Gun stores in San Bernardino County are already seeing a rush of customers who want to secure their Second Amendment rights while they know that they can.
But our country’s legislative track record shows that even nationally publicized acts of gun violence do not lead to the enactment of new firearms legislation. If the tragedy at Connecticut’s Sandy Hook Elementary School, in which 26 innocent lives were taken, was not sufficient to spur legislation effective at preventing gun violence, it’s unlikely that San Bernardino will have any greater impact. Solutions on gun violence won’t come from Washington anytime soon.
That’s why we need to go a completely different route when it comes to beginning to solve the U.S. gun violence problem: empowering gun owners to make safer choices about the weapons they buy and own.
How empowered do gun owners need to be, exactly? I’m still waiting for a calculation on how much more armed we need to be before that polite society sets in.
Jesse Kirkpatrick and Andrew Light look at new DNA editing techniques.
Recently in China, scientists genetically engineered a beagle to double its muscle mass. The scientists juiced up the aptly named Hercules by “editing” a gene called myostatin. While scientists have been able to edit genes for some time, the advent of a powerful tool called CRISPR has made gene editing — the insertion, deletion or modification of a gene in an organism — easier, cheaper and more precise. Although the case of the super-beagle raises potential ethical considerations related to the implications of inducing such dramatic changes in an animal, it also points to a broader set of issues that merit wider attention. …
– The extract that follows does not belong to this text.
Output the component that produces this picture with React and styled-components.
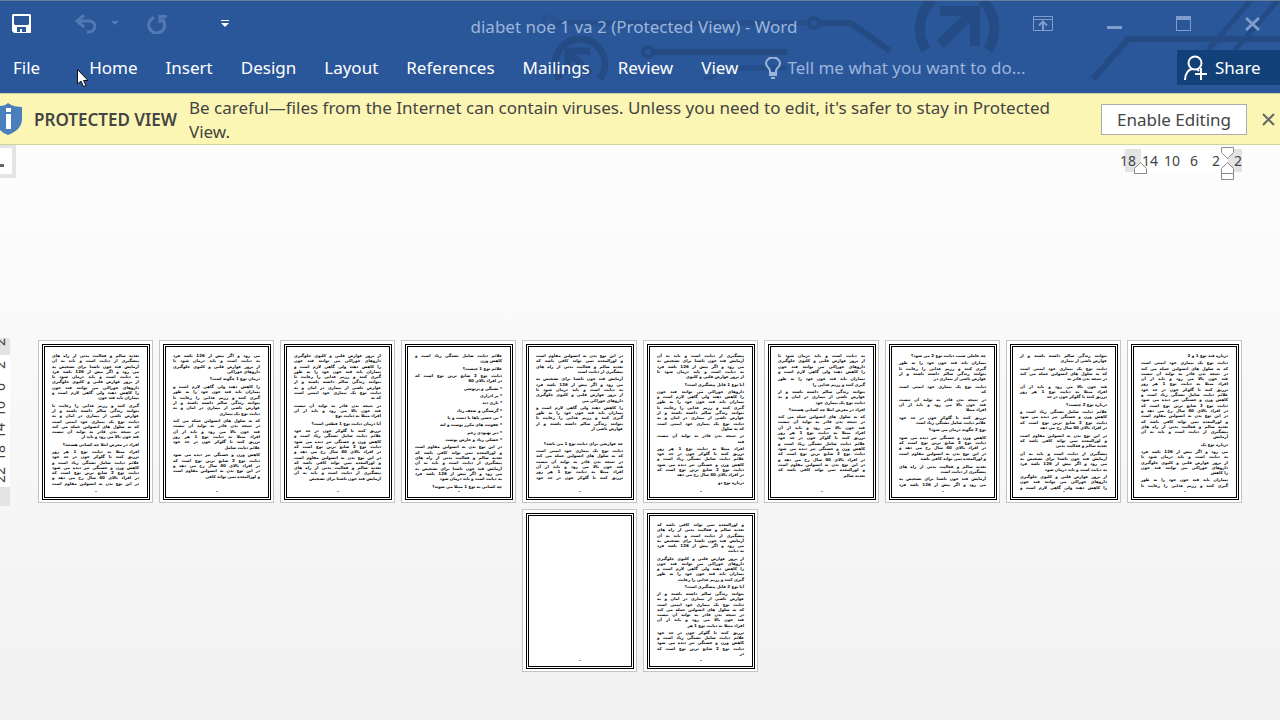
import React from "react";
import styled, { createGlobalStyle } from "styled-components";

const colors = {
  word: "#2a579a",
  pattern: "#244b84",
  share: "#124078",
  faded: "#9db5da",
  disabled: "#5379b3",
  control: "#7f9cca",
  banner: "#fcf6b4",
  ink: "#444444",
};

const tabs = ["Home", "Insert", "Design", "Layout", "References", "Mailings", "Review", "View"];

const rulerMarks = ["18", "14", "10", "6", "2", "2"];
const sideMarks = ["2", "2", "6", "10", "14", "18", "22"];

const bodyLines = [
  "دیابت نوع یک بیماری خود ایمنی است",
  "که به سلول های انسولین حمله می کند",
  "در نتیجه بدن قادر به تولید آن نیست",
  "قند خون بالا می رود و باید از آن",
  "افراد مبتلا به دیابت نوع 1 هر روز",
  "تزریق کنند تا گلوکز خون در حد خود",
  "علائم دیابت شامل تشنگی زیاد است و",
  "کاهش وزن و خستگی نیز دیده می شود",
  "دیابت نوع 2 شایع ترین نوع است که",
  "در افراد بالای 40 سال رخ می دهد و",
  "در این نوع بدن به انسولین مقاوم است",
  "و لوزالمعده نمی تواند کافی باشد که",
  "تغذیه سالم و فعالیت بدنی از راه های",
  "پیشگیری از دیابت است و باید به آن",
  "آزمایش قند خون ناشتا برای تشخیص به",
  "می رود و اگر بیش از 126 باشد فرد",
  "به دیابت است و باید درمان شود تا",
  "از بروز عوارض قلبی و کلیوی جلوگیری",
  "داروهای خوراکی می توانند قند خون",
  "را کاهش دهند ولی گاهی لازم است و",
  "بیماران باید قند خون خود را به طور",
  "گیری کنند و رژیم غذایی را رعایت تا",
  "بتوانند زندگی سالم داشته باشند و از",
  "عوارض ناشی از بیماری در امان و به",
];

const p = (lines, last = 1) => ({ lines, last });
const h = (text) => ({ text });

// Reading order, the first sheet sits on the right
const sheets = [
  {
    height: 135,
    blocks: [h("درباره قند نوع 1 و 2"), p(15, 0.15), h("درباره نوع یک"), p(5, 0.25), p(2)],
  },
  {
    height: 137,
    blocks: [p(2, 0.45), p(3, 0.6), p(3, 0.85), h("درباره نوع 2 چیست؟"), p(4, 0.85), p(3, 0.65), p(4, 0.85), p(3)],
  },
  {
    height: 134,
    blocks: [
      h("چه عاملی سبب دیابت نوع 2 می شود؟"),
      p(4, 0.65),
      p(2, 0.15),
      p(3, 0.3),
      p(2, 0.85),
      h("نوع 2 چگونه درمان می شود؟"),
      p(5, 0.8),
      p(2, 0.5),
      p(2),
    ],
  },
  {
    height: 125,
    blocks: [p(4), p(2, 0.7), p(3, 0.7), h("افراد در معرض ابتلا چه کسانی هستند؟"), p(12, 0.2)],
  },
  {
    height: 132,
    blocks: [
      p(5, 0.85),
      h("آیا نوع 1 قابل پیشگیری است؟"),
      p(8, 0.35),
      p(2, 0.15),
      p(6, 0.9),
      h("درباره نوع دو"),
    ],
  },
  {
    height: 127,
    blocks: [p(4, 0.55), p(5, 0.5), p(5, 0.35), h(""), h("چه عوارضی برای دیابت نوع 1 می باشد؟"), p(6)],
  },
  {
    height: 136,
    blocks: [
      p(2, 0.25),
      h("علائم نوع 1 چیست؟"),
      p(2, 0.4),
      h("* تشنگی و پرنوشی"),
      h("* پر ادراری"),
      h("* تاری دید"),
      h("* گرسنگی و ضعف زیاد"),
      h("* بی حسی پاها یا دست و پا"),
      h("* عفونت های مکرر پوست و لثه"),
      h("* دیر بهبودی زخم"),
      h("* خشکی زیاد و خارش پوست"),
      p(7, 0.9),
      h("چه کسانی به نوع 1 مبتلا می شوند؟"),
    ],
  },
  {
    height: 128,
    blocks: [p(9, 0.2), p(3, 0.65), h("آیا درمان دیابت نوع 1 قطعی است؟"), p(10, 0.9)],
  },
  {
    height: 126,
    blocks: [p(4, 0.35), h("درمان نوع 1 چگونه است؟"), p(6, 0.6), p(6, 0.45), p(5, 0.75)],
  },
  {
    height: 133,
    blocks: [p(9, 0.45), p(7, 0.85), h("افراد در معرض ابتلا چه کسانی هستند؟"), p(7)],
  },
  {
    height: 134,
    blocks: [p(6, 0.2), p(5, 0.85), h("آیا نوع 2 قابل پیشگیری است؟"), p(7, 0.85), p(5, 0.15)],
  },
  { height: 134, blocks: [] },
];

const Block = ({ block, start }) => {
  if (!block.lines) {
    return (
      <Paragraph $lines={1}>
        <Line>{block.text}</Line>
      </Paragraph>
    );
  }
  const rows = [];
  for (let i = 0; i < block.lines; i++) {
    const text = bodyLines[(start + i) % bodyLines.length];
    const words = text.split(" ");
    const partial = i === block.lines - 1 && block.last < 1;
    const shown = partial ? words.slice(0, Math.max(1, Math.round(words.length * block.last))).join(" ") : text;
    rows.push(
      <Line key={i} $full={!partial}>
        {shown}
      </Line>
    );
  }
  return <Paragraph $lines={block.lines}>{rows}</Paragraph>;
};

const Sheet = ({ sheet, offset }) => {
  let start = offset;
  return (
    <Paper>
      <Frame>
        <SheetBody $height={sheet.height}>
          {sheet.blocks.map((block, i) => {
            const at = start;
            start += block.lines || 0;
            return <Block key={i} block={block} start={at} />;
          })}
        </SheetBody>
        <PageNumber />
      </Frame>
    </Paper>
  );
};

const Circuit = () => (
  <Pattern viewBox="540 0 740 80" width="740" height="80" fill="none" stroke={colors.pattern}>
    <circle cx="549" cy="22" r="6" strokeWidth="4" opacity="0.5" />
    <path d="M556 22H808" strokeWidth="5" opacity="0.6" />
    <circle cx="814" cy="22" r="5" strokeWidth="4" />
    <path d="M820 22H851L890 50" strokeWidth="6" />
    <path d="M560 78A25 25 0 1 1 600 78" strokeWidth="7" />
    <path d="M590 50H568V72M569 51L591 73" strokeWidth="7" />
    <circle cx="648" cy="51" r="5" strokeWidth="4" />
    <path d="M654 51H787" strokeWidth="6" />
    <path d="M733 67H787" strokeWidth="5" opacity="0.7" />
    <path d="M704 78Q712 78 715 73" strokeWidth="4" opacity="0.6" />
    <path d="M926 49A40 40 0 0 1 932 -1M982 -1A40 40 0 0 1 988 49" strokeWidth="10" />
    <path d="M940 10H975V45M973 12L940 43" strokeWidth="10" />
    <path d="M1093 78L1128 38H1280" strokeWidth="6" />
    <path d="M1208 49L1251 -1M1235 49L1278 -1" strokeWidth="5" />
  </Pattern>
);

const App = () => {
  let counter = 0;
  return (
    <Window>
      <GlobalStyle />
      <Header>
        <Circuit />
        <TitleBar>
          <QuickAccess>
            <IconButton aria-label="Save">
              <svg width="20" height="20" viewBox="0 0 20 20">
                <path fill="#fff" fillRule="evenodd" d="M1 0H18L19 1V19H2L0 17V1ZM2 2V10L3 11H16L17 10V2ZM5 13V18H8V15H10V18H14V13Z" />
              </svg>
            </IconButton>
            <IconButton aria-label="Undo" $left={43}>
              <svg width="22" height="20" viewBox="0 0 22 20" fill="none" stroke={colors.disabled} strokeWidth="3">
                <path d="M9 1L2 7L9 13M2 7H14C22 7 22 18 13 18H12" />
              </svg>
            </IconButton>
            <IconButton aria-label="Undo history" $left={14}>
              <svg width="8" height="5" viewBox="0 0 8 5">
                <path fill={colors.disabled} d="M0 0H8L4 4Z" />
              </svg>
            </IconButton>
            <IconButton aria-label="Repeat" $left={28}>
              <svg width="20" height="20" viewBox="0 0 20 20" fill="none" stroke={colors.disabled} strokeWidth="3">
                <path d="M7 3.500A8 8 0 1 0 15 5" />
                <path d="M13 9V2.500H20" />
              </svg>
            </IconButton>
            <IconButton aria-label="Customize Quick Access Toolbar" $left={54}>
              <svg width="8" height="8" viewBox="0 0 8 8" fill="#fff">
                <path d="M0 0H8V1H0ZM0 3H8L4 7Z" />
              </svg>
            </IconButton>
          </QuickAccess>
          <Title>diabet noe 1 va 2 (Protected View) - Word</Title>
          <WindowControls>
            <IconButton aria-label="Ribbon Display Options">
              <svg width="20" height="16" viewBox="0 0 20 16" fill="none" stroke={colors.control}>
                <path d="M.5 .5H19.500V14.500H.5ZM0 3.500H20" />
                <path strokeWidth="2" d="M10 14V6M6 9.500L10 5.500L14 9.500" />
              </svg>
            </IconButton>
            <IconButton aria-label="Minimize">
              <svg width="15" height="16" viewBox="0 0 15 16">
                <path fill={colors.control} d="M0 10H15V13H0Z" />
              </svg>
            </IconButton>
            <IconButton aria-label="Maximize">
              <svg width="15" height="16" viewBox="0 0 15 16">
                <path fill={colors.control} fillRule="evenodd" d="M0 0H15V15H0ZM1 4V14H14V4Z" />
              </svg>
            </IconButton>
            <IconButton aria-label="Close">
              <svg width="15" height="16" viewBox="0 0 15 16" stroke={colors.control} strokeWidth="3">
                <path d="M1 2L14 14M14 2L1 14" />
              </svg>
            </IconButton>
          </WindowControls>
        </TitleBar>
        <Ribbon>
          <FileTab>File</FileTab>
          <Tabs>
            {tabs.map((tab) => (
              <Tab key={tab}>{tab}</Tab>
            ))}
          </Tabs>
          <TellMe>
            <svg width="16" height="22" viewBox="0 0 16 22" fill="none" stroke={colors.faded} strokeWidth="2">
              <path d="M5 16V14C5 11 1 10 1 6.500A7 6 0 0 1 15 6.500C15 10 11 11 11 14V16Z" />
              <path d="M4 18H12M6 21H10" />
            </svg>
            <TellMeInput aria-label="Tell me what you want to do" placeholder="Tell me what you want to do..." />
          </TellMe>
          <Share>
            <svg width="24" height="26" viewBox="0 0 24 26" fill="none" stroke="#fff" strokeWidth="2">
              <circle cx="11" cy="8" r="6.500" />
              <path d="M1 25C1 18 5 14 9 14M13 14L15 16M11 19H23M17 13V25" />
            </svg>
            Share
          </Share>
        </Ribbon>
      </Header>

      <Banner>
        <svg width="22" height="34" viewBox="0 0 22 34">
          <path fill="#4a7fbe" d="M8 1C12 4 17 5 22 5V17C22 25 16 30 8 33C5 32 2 30 0 28V4C3 4 6 3 8 1Z" />
          <path fill="#fff" d="M6 12H11V27H6ZM6 6H11V10H6Z" />
        </svg>
        <BannerTitle>PROTECTED VIEW</BannerTitle>
        <BannerText>
          Be careful—files from the Internet can contain viruses. Unless you need to edit, it's safer to stay in
          Protected View.
        </BannerText>
        <EnableButton>Enable Editing</EnableButton>
        <IconButton aria-label="Close message" $left={15}>
          <svg width="14" height="14" viewBox="0 0 14 14" stroke="#666" strokeWidth="2">
            <path d="M1 2L12 13M12 2L1 13" />
          </svg>
        </IconButton>
      </Banner>

      <Workspace>
        <RulerRow>
          <TabSelector aria-label="Tab stop">
            <TabMark />
          </TabSelector>
          <Ruler>
            {rulerMarks.map((mark, i) => (
              <RulerMark key={i}>{mark}</RulerMark>
            ))}
            <Indents width="110" height="34" viewBox="0 0 110 34" fill="#fff" stroke="#8a8a8a">
              <path d="M8.500 26.500V21.500L14.500 15.500L20.500 21.500V26.500Z" />
              <path d="M95.500 .5H107.500V5.500L101.500 11.500L95.500 5.500Z" />
              <path d="M95.500 26.500V21.500L101.500 15.500L107.500 21.500V26.500ZM95.500 26.500H107.500V32.500H95.500Z" />
            </Indents>
          </Ruler>
        </RulerRow>
        <Canvas>
          <SideRuler>
            {sideMarks.map((mark, i) => (
              <SideMark key={i}>{mark}</SideMark>
            ))}
          </SideRuler>
          <Sheets>
            {sheets.map((sheet, i) => {
              const offset = counter;
              counter += sheet.blocks.reduce((sum, b) => sum + (b.lines || 0), 0);
              return <Sheet key={i} sheet={sheet} offset={offset} />;
            })}
          </Sheets>
        </Canvas>
      </Workspace>

      <Cursor width="12" height="19" viewBox="0 0 12 19">
        <path fill="#fff" stroke="#111" d="M.5 .5V15L4 12L6.500 17.500L9 16.500L6.500 11.500H11Z" />
      </Cursor>
    </Window>
  );
};

export default App;

const GlobalStyle = createGlobalStyle`
  * {
    box-sizing: border-box;
  }

  body {
    margin: 0;
    font-family: "Noto Sans", "Open Sans", sans-serif;
    font-size: 17px;
    color: ${colors.ink};
  }

  button, input {
    font: inherit;
    color: inherit;
    border: 0;
    padding: 0;
    background: none;
  }
`;

const Window = styled.div`
  position: relative;
  min-height: 100vh;
  display: flex;
  flex-direction: column;
  overflow: hidden;
`;

const Header = styled.header`
  position: relative;
  background-color: ${colors.word};
  border-top: 1px solid #64809f;
  color: #fff;
`;

const Pattern = styled.svg`
  position: absolute;
  top: 0;
  right: 0;
`;

const TitleBar = styled.div`
  position: relative;
  height: 49px;
  padding: 0 20px 4px 12px;
  display: grid;
  grid-template-columns: 1fr auto 1fr;
  align-items: center;
`;

const QuickAccess = styled.div`
  display: flex;
  align-items: center;
`;

const IconButton = styled.button`
  display: flex;
  flex-shrink: 0;
  margin-left: ${(props) => props.$left || 0}px;
`;

const Title = styled.div`
  padding: 6px 4px 0 0;
  color: ${colors.faded};
`;

const WindowControls = styled.div`
  display: flex;
  justify-content: flex-end;
  align-items: center;
  gap: 54px;
`;

const Ribbon = styled.div`
  position: relative;
  height: 43px;
  padding: 0 0 8px 13px;
  display: flex;
  align-items: center;
`;

const Tab = styled.button`
  white-space: nowrap;
`;

const FileTab = styled(Tab)`
  margin-right: 49px;
`;

const Tabs = styled.nav`
  display: flex;
  gap: 28px;
`;

const TellMe = styled.label`
  flex: 1;
  margin-left: 27px;
  display: flex;
  align-items: center;
  gap: 6px;
`;

const TellMeInput = styled.input`
  flex: 1;
  min-width: 0;

  &::placeholder {
    color: ${colors.faded};
    opacity: 1;
  }
`;

const Share = styled.button`
  width: 103px;
  height: 35px;
  padding-left: 7px;
  display: flex;
  align-items: center;
  gap: 7px;
  background-color: ${colors.share};
`;

const Banner = styled.div`
  padding-right: 4px;
  min-height: 52px;
  display: flex;
  align-items: center;
  background-color: ${colors.banner};
  border-top: 1px solid #c9cf9f;
  border-bottom: 1px solid #d3d29a;
`;

const BannerTitle = styled.strong`
  margin-left: 12px;
  font-weight: 600;
  white-space: nowrap;
`;

const BannerText = styled.p`
  flex: 1;
  margin: 0 40px 0 12px;
  padding-top: 2px;
  line-height: 24px;
`;

const EnableButton = styled.button`
  width: 146px;
  height: 31px;
  flex-shrink: 0;
  background-color: #fff;
  border: 1px solid #ababab;
`;

const Workspace = styled.main`
  flex: 1;
  background: linear-gradient(#fdfdfd, #f1f1f1);
`;

const RulerRow = styled.div`
  display: flex;
  justify-content: space-between;
  align-items: flex-start;
  padding-right: 31px;
`;

const TabSelector = styled.button`
  width: 16px;
  height: 33px;
  display: flex;
  align-items: center;
  background-color: #fff;
  border: solid #e4e4e4;
  border-width: 3px 4px 4px 0;
`;

const TabMark = styled.span`
  width: 4px;
  height: 3px;
  margin-top: 8px;
  background-color: #666;
`;

const Ruler = styled.div`
  position: relative;
  height: 23px;
  margin-top: 4px;
  display: grid;
  grid-template-columns: repeat(6, 22px);
  align-items: center;
  background: linear-gradient(
    to right,
    transparent 8px,
    #e3e3e3 8px,
    #e3e3e3 24px,
    #fff 24px,
    #fff 111px,
    #e3e3e3 111px,
    #e3e3e3 125px,
    transparent 125px
  );
`;

const RulerMark = styled.span`
  font-size: 14px;
  text-align: center;
`;

const Indents = styled.svg`
  position: absolute;
  top: -2px;
  left: 9px;
`;

const Canvas = styled.div`
  display: flex;
  align-items: flex-start;
  padding: 160px 10px 0 0;
`;

const SideRuler = styled.div`
  width: 10px;
  height: 168px;
  display: grid;
  grid-template-rows: 16px repeat(6, 22px);
  align-items: center;
  overflow: hidden;
  background: linear-gradient(#e3e3e3 17px, #fff 17px, #fff 149px, #e3e3e3 149px);
`;

const SideMark = styled.span`
  width: 20px;
  margin-left: -10px;
  line-height: 20px;
  font-size: 14px;
  writing-mode: vertical-rl;
  transform: rotate(180deg);

  &:first-child {
    align-self: start;
  }
`;

const Sheets = styled.div`
  flex: 1;
  margin-top: 2px;
  display: flex;
  flex-wrap: wrap;
  justify-content: center;
  gap: 6px;
  direction: rtl;
`;

const Paper = styled.article`
  width: 115px;
  height: 163px;
  padding: 3px 2px 2px 3px;
  background-color: #fff;
  border: 1px solid #c4c4c4;
`;

const Frame = styled.div`
  height: 100%;
  padding: 6px 8px 5px 7px;
  display: flex;
  flex-direction: column;
  justify-content: space-between;
  align-items: center;
  border: 3px double #000;
`;

const SheetBody = styled.div`
  width: 100%;
  height: ${(props) => props.$height}px;
  display: flex;
  flex-direction: column;
  gap: 2px;
`;

const Paragraph = styled.div`
  flex: ${(props) => props.$lines} 1 0;
  min-height: 0;
  display: flex;
  flex-direction: column;
`;

const Line = styled.span`
  flex: 1 1 0;
  min-height: 0;
  font-family: "DejaVu Sans", sans-serif;
  font-size: 4px;
  font-weight: 700;
  line-height: 5px;
  color: #000;
  white-space: nowrap;
  text-align-last: ${(props) => (props.$full ? "justify" : "start")};
`;

const PageNumber = styled.span`
  width: 2px;
  height: 1px;
  background-color: #999;
`;

const Cursor = styled.svg`
  position: absolute;
  top: 69px;
  left: 77px;
`;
We believe that the potential for applications like these provides a morally compelling argument for committing to this new research agenda. At the same time, however, we need to watch out for possible hazards and take appropriate precautions, especially when research moves into the field. For example, the ecological effects of eliminating a whole species of mosquitoes are unknown.
Until recently, genetic modification was an expensive and literally hit-or-miss proposition that often involved firing gene-coated particles cells using a gun in hopes that a chunk of DNA would enter the cell and be incorporated in the right way. Some companies also employed bacteria to carry genes into cells, but again the odds of getting a precise “hit”—delivering the right genes to the right location—were low.
CRISPR changes all that. Using a technique borrowed from the system that bacteria deploy against invading viruses, genetic modification is suddenly much cheaper, much easier, and much more accurate. It turns genetic tinkering, not just of our food crops, but our own genome, into something that’s going to be very, very, VERY tempting.
Of all the dystopias I’ve ever seen or read, GATTACA is the only one that has always seemed not just likely, but inevitable.